• _What you have to do_: Work out how many lines hold the string "screenshot". Give that number and nothing more.

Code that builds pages
——
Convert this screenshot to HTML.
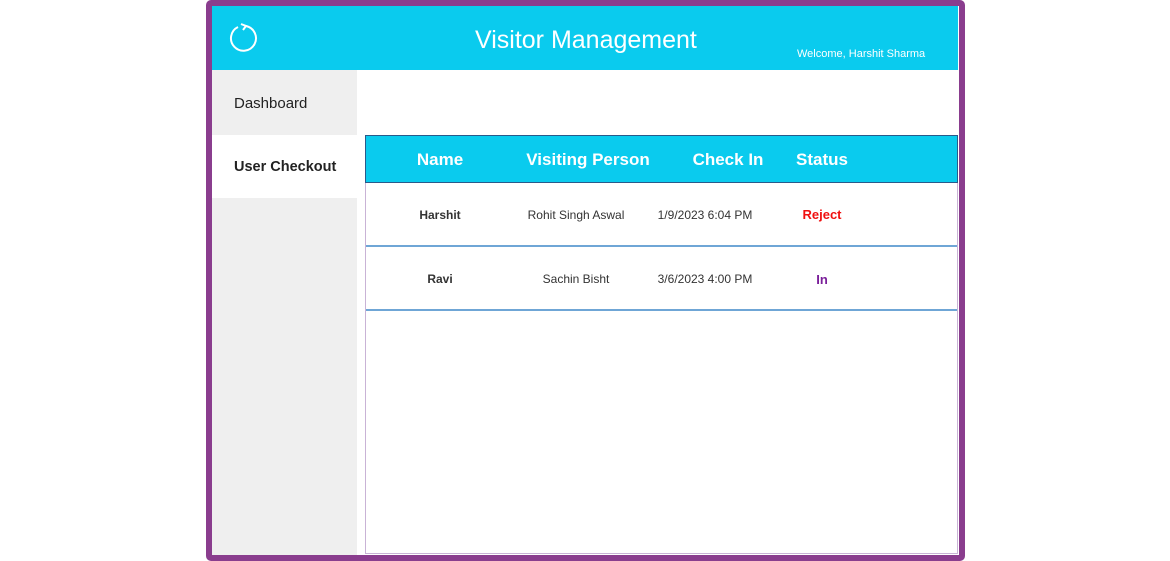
<!DOCTYPE html>
<html><head><style>
body{margin:0;width:1170px;height:561px;background:#fff;position:relative;overflow:hidden;font-family:"Liberation Sans",sans-serif}
.frame{position:absolute;left:206px;top:0;width:747px;height:549px;border:6px solid #8a3d8e;border-radius:5px;background:#fff}
.hdr{position:absolute;left:0;top:0;width:746px;height:64px;background:#0acbee;color:#fff}
.side{position:absolute;left:0;top:64px;width:145px;height:485px;background:#efefef}
.abs{position:absolute}
.tbl{position:absolute;left:153px;top:129px;width:591px;height:418px;border:1px solid #c9b3d6;border-top:none}
.th{position:absolute;top:0;height:48px;background:#0acbee;border:1px solid #2a5a8a;box-sizing:border-box;left:-1px;width:593px;color:#fff;font-weight:bold;font-size:17px;font-family:"Liberation Sans",sans-serif}
.c{position:absolute;transform:translateX(-50%);white-space:nowrap}
.row{position:absolute;left:0;width:591px;height:62px;border-bottom:2px solid #6fa6d6;font-size:12px;color:#333;font-family:"Liberation Sans",sans-serif}
</style></head><body>
<div class="frame">
 <div class="hdr">
  <svg class="abs" style="left:16px;top:17px" width="30" height="30" viewBox="0 0 30 30"><path d="M10 4 A12.5 12.5 0 1 0 18 3" fill="none" stroke="#fff" stroke-width="2"/><path d="M13 1 L18 3 L15 7" fill="none" stroke="#fff" stroke-width="2"/></svg>
  <div class="abs" style="left:263px;top:20px;font-size:25px">Visitor Management</div>
  <div class="abs" style="left:585px;top:42px;font-size:11px">Welcome, Harshit Sharma</div>
 </div>
 <div class="side">
  <div class="abs" style="left:22px;top:25px;font-size:15px;color:#222">Dashboard</div>
  <div class="abs" style="left:0;top:65px;width:145px;height:63px;background:#fff"></div>
  <div class="abs" style="left:22px;top:89px;font-size:14.5px;font-weight:bold;color:#222">User Checkout</div>
 </div>
 <div class="tbl">
  <div class="th">
   <span class="c" style="left:74px;top:14px">Name</span>
   <span class="c" style="left:222px;top:14px">Visiting Person</span>
   <span class="c" style="left:362px;top:14px">Check In</span>
   <span class="c" style="left:456px;top:14px">Status</span>
  </div>
  <div class="row" style="top:48px">
   <span class="c" style="left:74px;top:25px;font-weight:bold">Harshit</span>
   <span class="c" style="left:210px;top:25px">Rohit Singh Aswal</span>
   <span class="c" style="left:339px;top:25px">1/9/2023 6:04 PM</span>
   <span class="c" style="left:456px;top:24px;color:#f01010;font-weight:bold;font-size:13px">Reject</span>
  </div>
  <div class="row" style="top:112px">
   <span class="c" style="left:74px;top:25px;font-weight:bold">Ravi</span>
   <span class="c" style="left:210px;top:25px">Sachin Bisht</span>
   <span class="c" style="left:339px;top:25px">3/6/2023 4:00 PM</span>
   <span class="c" style="left:456px;top:25px;color:#7a1f9a;font-weight:bold;font-size:13px">In</span>
  </div>
 </div>
</div>
</body></html>
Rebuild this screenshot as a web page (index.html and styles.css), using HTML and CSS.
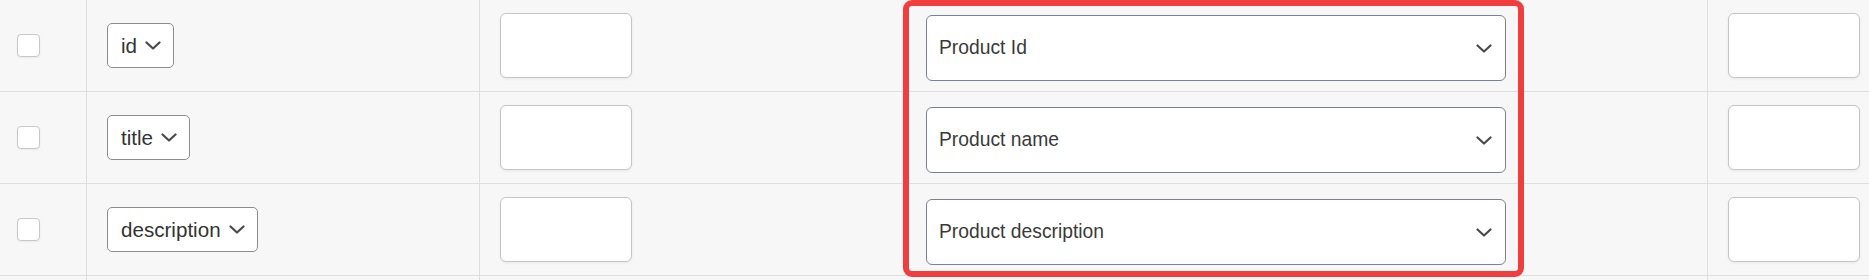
——
• _Answer to this exercise_: 2